The Internet is rife with abuse: examples include spam, phishing, malicious advertising, DNS abuse, search poisoning, click fraud, and so on. To detect, investigate, and defend against such abuse, security efforts frequently crawl large sets of Web sites that need to be classified into categories, e.g., the attacker behind the abuse or the type of abuse.
Domain expertise is often required at first, but classifying thousands to even millions of Web pages manually is infeasible. In this dissertation, I develop machine learning tools to help security practitioners classify Web pages at scale. These automated, data-driven methods are made possible by the efforts of miscreants to operate at scale. Crafting every scam from scratch is too expensive, so miscreants use some degree of automation and replication to recreate their attacks.

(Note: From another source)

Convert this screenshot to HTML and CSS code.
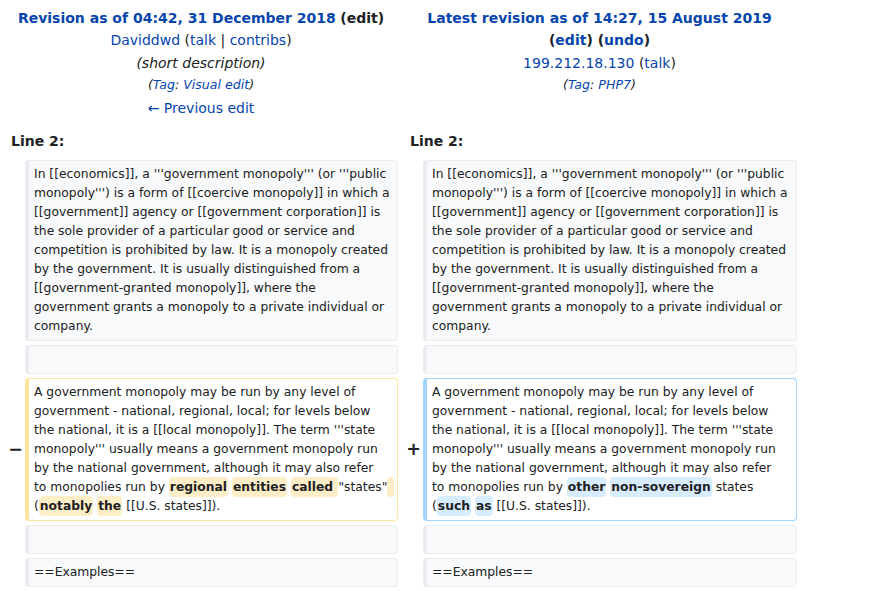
FILE: index.html
```html
<!DOCTYPE html>
<html lang="en">
<head>
<meta charset="utf-8">
<title>Government monopoly: Difference between revisions</title>
<link rel="stylesheet" href="styles.css">
</head>
<body>
<div class="diff">
  <div class="title title-old">
    <div class="t-line"><a class="rev">Revision as of 04:42, 31 December 2018</a> <span class="edit-dark">(edit)</span></div>
    <div class="t-line user"><a>Daviddwd</a> <span class="tools">(<a>talk</a> | <a>contribs</a>)</span></div>
    <div class="t-line summary">(short description)</div>
    <div class="t-line tags">(<a>Tag</a>: <a>Visual edit</a>)</div>
    <div class="t-line"><a>← Previous edit</a></div>
  </div>
  <div class="title title-new">
    <div class="t-line"><a class="rev">Latest revision as of 14:27, 15 August 2019</a> <span class="bold nowrap">(<a>edit</a>) (<a>undo</a>)</span></div>
    <div class="t-line user"><a>199.212.18.130</a> <span class="tools">(<a>talk</a>)</span></div>
    <div class="t-line tags">(<a>Tag</a>: <a>PHP7</a>)</div>
  </div>

  <div class="lineno lineno-old">Line 2:</div>
  <div class="lineno lineno-new">Line 2:</div>

  <div class="marker"></div>
  <div class="cell context"><div>In [[economics]], a '''government monopoly''' (or '''public monopoly''') is a form of [[coercive monopoly]] in which a [[government]] agency or [[government corporation]] is the sole provider of a particular good or service and competition is prohibited by law. It is a monopoly created by the government. It is usually distinguished from a [[government-granted monopoly]], where the government grants a monopoly to a private individual or company.</div></div>
  <div class="marker"></div>
  <div class="cell context"><div>In [[economics]], a '''government monopoly''' (or '''public monopoly''') is a form of [[coercive monopoly]] in which a [[government]] agency or [[government corporation]] is the sole provider of a particular good or service and competition is prohibited by law. It is a monopoly created by the government. It is usually distinguished from a [[government-granted monopoly]], where the government grants a monopoly to a private individual or company.</div></div>

  <div class="marker"></div>
  <div class="cell context"><div><br></div></div>
  <div class="marker"></div>
  <div class="cell context"><div><br></div></div>

  <div class="marker"><span class="sign">−</span></div>
  <div class="cell deleted"><div>A government monopoly may be run by any level of government - national, regional, local; for levels below the national, it is a [[local monopoly]]. The term '''state monopoly''' usually means a government monopoly run by the national government, although it may also refer
to monopolies run by <del class="chg">regional</del> <del class="chg">entities</del> <del class="chg">called </del>"states"<del class="chg"> </del>
(<del class="chg">notably</del> <del class="chg">the</del> [[U.S. states]]).</div></div>
  <div class="marker"><span class="sign">+</span></div>
  <div class="cell added"><div>A government monopoly may be run by any level of government - national, regional, local; for levels below the national, it is a [[local monopoly]]. The term '''state monopoly''' usually means a government monopoly run by the national government, although it may also refer
to monopolies run by <ins class="chg">other</ins> <ins class="chg">non-sovereign</ins> states
(<ins class="chg">such</ins> <ins class="chg">as</ins> [[U.S. states]]).</div></div>

  <div class="marker"></div>
  <div class="cell context"><div><br></div></div>
  <div class="marker"></div>
  <div class="cell context"><div><br></div></div>

  <div class="marker"></div>
  <div class="cell context"><div>==Examples==</div></div>
  <div class="marker"></div>
  <div class="cell context"><div>==Examples==</div></div>
</div>
</body>
</html>
```

FILE: styles.css
```css
html, body {
  margin: 0;
  padding: 0;
  background: #ffffff;
}

body {
  font-family: "DejaVu Sans", sans-serif;
  font-size: 14px;
  color: #202122;
}

a {
  color: #0645ad;
  text-decoration: none;
}

.diff {
  display: grid;
  grid-template-columns: 17px 373px 17px 374px;
  column-gap: 4px;
  row-gap: 4px;
  padding: 7px 0 0 4px;
  width: 797px;
  box-sizing: border-box;
}

.title {
  text-align: center;
  line-height: 22.4px;
  align-self: start;
}

.title-old { grid-row: 1; grid-column: 1 / 3; }
.title-new { grid-row: 1; grid-column: 3 / 5; }

.rev { font-weight: bold; }
.edit-dark { font-weight: bold; color: #202122; }
.bold { font-weight: bold; }
.nowrap { white-space: nowrap; }

.summary {
  font-style: italic;
  color: #202122;
}

.tags {
  font-style: italic;
  font-size: 12.6px;
  color: #202122;
}

.lineno {
  grid-row: 2;
  font-weight: bold;
  line-height: 22px;
  padding-left: 7px;
  margin-top: 7px;
  margin-bottom: 4px;
}

.lineno-old { grid-column: 1 / 3; }
.lineno-new { grid-column: 3 / 5; padding-left: 8px; }

.marker {
  display: flex;
  align-items: center;
  justify-content: flex-end;
  font-weight: bold;
  font-size: 17.5px;
  line-height: 1.2;
  color: #202122;
}

.sign {
  margin-right: -2px;
}

.cell {
  font-size: 12.32px;
  line-height: 19px;
  border-style: solid;
  border-width: 1px 1px 1px 4px;
  border-radius: 4px;
  padding: 4px 5px 4px 5px;
  white-space: pre-wrap;
  word-wrap: break-word;
  color: #202122;
}

.context {
  background: #f8f9fa;
  border-color: #eaecf0;
}

.deleted {
  background: #ffffff;
  border-color: #ffe49c;
}

.added {
  background: #ffffff;
  border-color: #a3d3ff;
}

.chg {
  font-weight: bold;
  text-decoration: none;
  border-radius: 4px;
  padding: 3px 1px;
}

.deleted .chg { background: #feeec8; }
.added .chg { background: #d8ecff; }
```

As a result, underlying similarities in both Web site content and structure can link related pages together. In the end, this automated classification of ``big data'' collected from the Web has significant impact, as it enables large-scale measurement and informs potential defensive interventions.

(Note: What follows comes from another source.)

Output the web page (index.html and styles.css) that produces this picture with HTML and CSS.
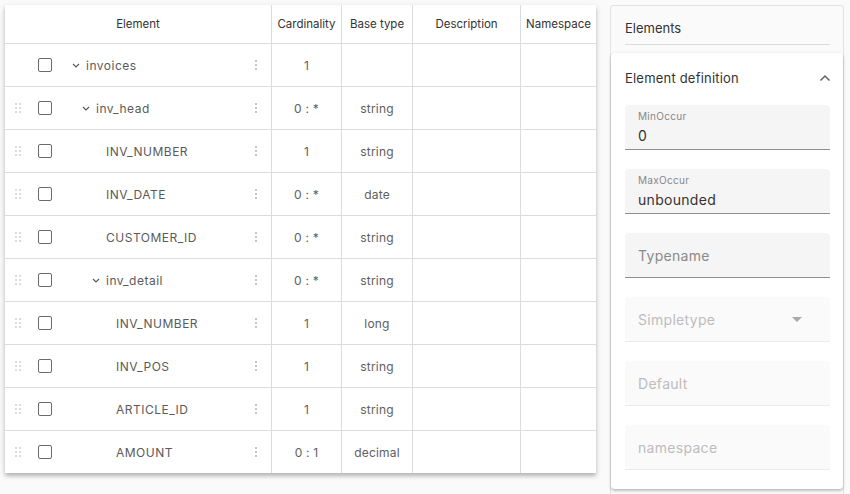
FILE: index.html
```html
<!DOCTYPE html>
<html lang="en">
<head>
  <meta charset="UTF-8">
  <title>Schema Editor</title>
  <link rel="stylesheet" href="styles.css">
</head>
<body>
  <div class="page">
    <div class="table-wrap">
      <table class="tree-table">
        <thead>
          <tr>
            <th class="col-element">Element</th>
            <th class="col-card">Cardinality</th>
            <th class="col-type">Base type</th>
            <th class="col-desc">Description</th>
            <th class="col-ns">Namespace</th>
          </tr>
        </thead>
        <tbody id="rows"></tbody>
      </table>
    </div>

    <div class="side">
      <div class="side-head">Elements</div>
      <div class="panel">
        <div class="panel-head">
          <span>Element definition</span>
          <svg class="chev-up" width="12" height="8" viewBox="0 0 12 8"><path d="M1.5 6.5 L6 2 L10.5 6.5" fill="none" stroke="#666" stroke-width="1.5"/></svg>
        </div>
        <div class="field">
          <div class="field-label">MinOccur</div>
          <div class="field-value">0</div>
        </div>
        <div class="field">
          <div class="field-label">MaxOccur</div>
          <div class="field-value">unbounded</div>
        </div>
        <div class="field field-empty">
          <div class="field-placeholder">Typename</div>
        </div>
        <div class="field field-empty disabled select">
          <div class="field-placeholder">Simpletype</div>
          <svg width="10" height="5" viewBox="0 0 10 5"><path d="M0 0 L10 0 L5 5 Z" fill="#aaa"/></svg>
        </div>
        <div class="field field-empty disabled">
          <div class="field-placeholder">Default</div>
        </div>
        <div class="field field-empty disabled">
          <div class="field-placeholder">namespace</div>
        </div>
      </div>
    </div>
  </div>

  <script>
    const rows = [
      { name: "invoices", level: 0, folder: true, card: "1", type: "", root: true },
      { name: "inv_head", level: 1, folder: true, card: "0 : *", type: "string" },
      { name: "INV_NUMBER", level: 2, card: "1", type: "string" },
      { name: "INV_DATE", level: 2, card: "0 : *", type: "date" },
      { name: "CUSTOMER_ID", level: 2, card: "0 : *", type: "string" },
      { name: "inv_detail", level: 2, folder: true, card: "0 : *", type: "string" },
      { name: "INV_NUMBER", level: 3, card: "1", type: "long" },
      { name: "INV_POS", level: 3, card: "1", type: "string" },
      { name: "ARTICLE_ID", level: 3, card: "1", type: "string" },
      { name: "AMOUNT", level: 3, card: "0 : 1", type: "decimal" }
    ];

    const handle = `<svg width="7" height="10" viewBox="0 0 7 10">
      <circle cx="1" cy="1" r="1"/><circle cx="5" cy="1" r="1"/>
      <circle cx="1" cy="5" r="1"/><circle cx="5" cy="5" r="1"/>
      <circle cx="1" cy="9" r="1"/><circle cx="5" cy="9" r="1"/></svg>`;
    const chevron = `<svg width="8" height="5" viewBox="0 0 8 5"><path d="M1 1 L4 4 L7 1" fill="none" stroke="#555" stroke-width="1.1"/></svg>`;

    const body = document.getElementById("rows");
    rows.forEach((r) => {
      const tr = document.createElement("tr");
      tr.innerHTML = `
        <td class="col-element">
          <div class="el-cell">
            <span class="drag">${r.root ? "" : handle}</span>
            <span class="check"></span>
            <span class="indent" style="width:${r.level * 10}px"></span>
            <span class="toggle">${r.folder ? chevron : ""}</span>
            <span class="el-name">${r.name}</span>
            <span class="kebab"><i></i><i></i><i></i></span>
          </div>
        </td>
        <td>${r.card}</td>
        <td>${r.type}</td>
        <td></td>
        <td></td>`;
      body.appendChild(tr);
    });
  </script>
</body>
</html>
```

FILE: styles.css
```css
body {
  margin: 0;
  background: #fafafa;
  font-family: Inter, 'Noto Sans', sans-serif;
  color: #444;
}
.page {
  display: flex;
  align-items: flex-start;
  gap: 14px;
  padding: 5px 0 0 5px;
  height: 489px;
  overflow: hidden;
}
.table-wrap {
  width: 591px;
  background: #fff;
  box-shadow: 0 3px 4px rgba(0,0,0,0.25), 0 1px 8px rgba(0,0,0,0.06);
}
.tree-table {
  width: 100%;
  border-collapse: collapse;
  table-layout: fixed;
  font-size: 12px;
}
.tree-table th,
.tree-table td {
  border: 1px solid #dcdcdc;
  text-align: center;
  padding: 0;
  font-weight: 400;
  color: #606060;
  letter-spacing: 0.2px;
}
.tree-table tr > :first-child { border-left: none; }
.tree-table tr > :last-child { border-right: none; }
.tree-table thead th {
  border-top: none;
  height: 38px;
  color: #333;
  font-size: 11.5px;
  letter-spacing: 0;
}
.tree-table tbody tr:last-child td { border-bottom: none; }
.tree-table td { height: 42px; }
.col-element { width: 266px; }
.col-card { width: 69px; }
.col-type { width: 70px; }
.col-desc { width: 107px; }
.el-cell {
  display: flex;
  align-items: center;
  height: 42px;
  padding-left: 10px;
}
.drag {
  width: 7px;
  height: 10px;
  display: flex;
  fill: #d0d0d0;
}
.check {
  width: 12px;
  height: 12px;
  border: 1.5px solid #6b6b6b;
  border-radius: 2px;
  margin-left: 16px;
}
.indent { flex-shrink: 0; }
.toggle {
  width: 14px;
  margin-left: 20px;
  display: flex;
  align-items: center;
}
.el-name {
  flex: 1;
  text-align: left;
  letter-spacing: 0.5px;
  color: #5a5a5a;
}
.kebab {
  display: flex;
  flex-direction: column;
  gap: 2px;
  margin-right: 14px;
}
.kebab i {
  width: 2px;
  height: 2px;
  background: #c4c4c4;
}
.side {
  width: 232px;
  height: 520px;
  border: 1px solid #e2e2e2;
  border-radius: 3px;
  background: #fafafa;
}
.side-head {
  margin: 0 13px 0 14px;
  height: 32px;
  display: flex;
  align-items: center;
  padding-top: 6px;
  border-bottom: 1px solid #dcdcdc;
  font-size: 13px;
  color: #333;
}
.panel {
  margin-top: 8px;
  background: #fff;
  border-radius: 4px;
  box-shadow: 0 2px 3px rgba(0,0,0,0.22), 0 0 4px rgba(0,0,0,0.06);
  padding: 0 13px 19px 14px;
  display: flex;
  flex-direction: column;
  gap: 19px;
}
.panel-head {
  height: 49px;
  margin-bottom: -16px;
  display: flex;
  align-items: center;
  justify-content: space-between;
  font-size: 13px;
  color: #333;
  letter-spacing: 0.2px;
}
.chev-up { margin-right: -1px; }
.field {
  height: 44px;
  background: #f5f5f5;
  border-radius: 4px 4px 0 0;
  border-bottom: 1px solid #8f8f8f;
  padding: 0 13px;
  display: flex;
  flex-direction: column;
  justify-content: center;
}
.field-label {
  font-size: 10px;
  color: #888;
  line-height: 12px;
  letter-spacing: 0.3px;
}
.field-value {
  font-size: 14px;
  color: #333;
  line-height: 19px;
  margin-top: 4px;
  letter-spacing: 0.3px;
}
.field-placeholder {
  font-size: 14px;
  color: #8a8a8a;
  letter-spacing: 0.3px;
}
.field.disabled {
  background: #fafafa;
  border-bottom: 1px solid #ececec;
}
.field.disabled .field-placeholder { color: #bdbdbd; }
.field.select {
  flex-direction: row;
  align-items: center;
  justify-content: space-between;
  padding-right: 28px;
}
```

This dissertation focuses on three applications. First, I present a system for monitoring Web sites that serve as online storefronts for spam-advertised goods. The system is highly accurate, even when training data is very limited. Second, I describe a system for identifying the black hat SEO campaigns that promote online stores selling counterfeit luxury goods. This system was used to nearly double the number of known campaigns to track, and increase the number of associated stores by 69%. Third, I discuss a system for categorizing the Web content hosted in new top-level domains. In total, this system was used to classify 4.1 million domains in 480 new TLDs.
Overall, today's scale of well-organized cybercrime demands the use of scalable defensive analysis. This setting is where the data-driven techniques of machine learning prove especially useful. Furthermore, large-scale classification has become a frequent need in security, and our methods are more generally applicable to problems beyond just the ones documented in this dissertation.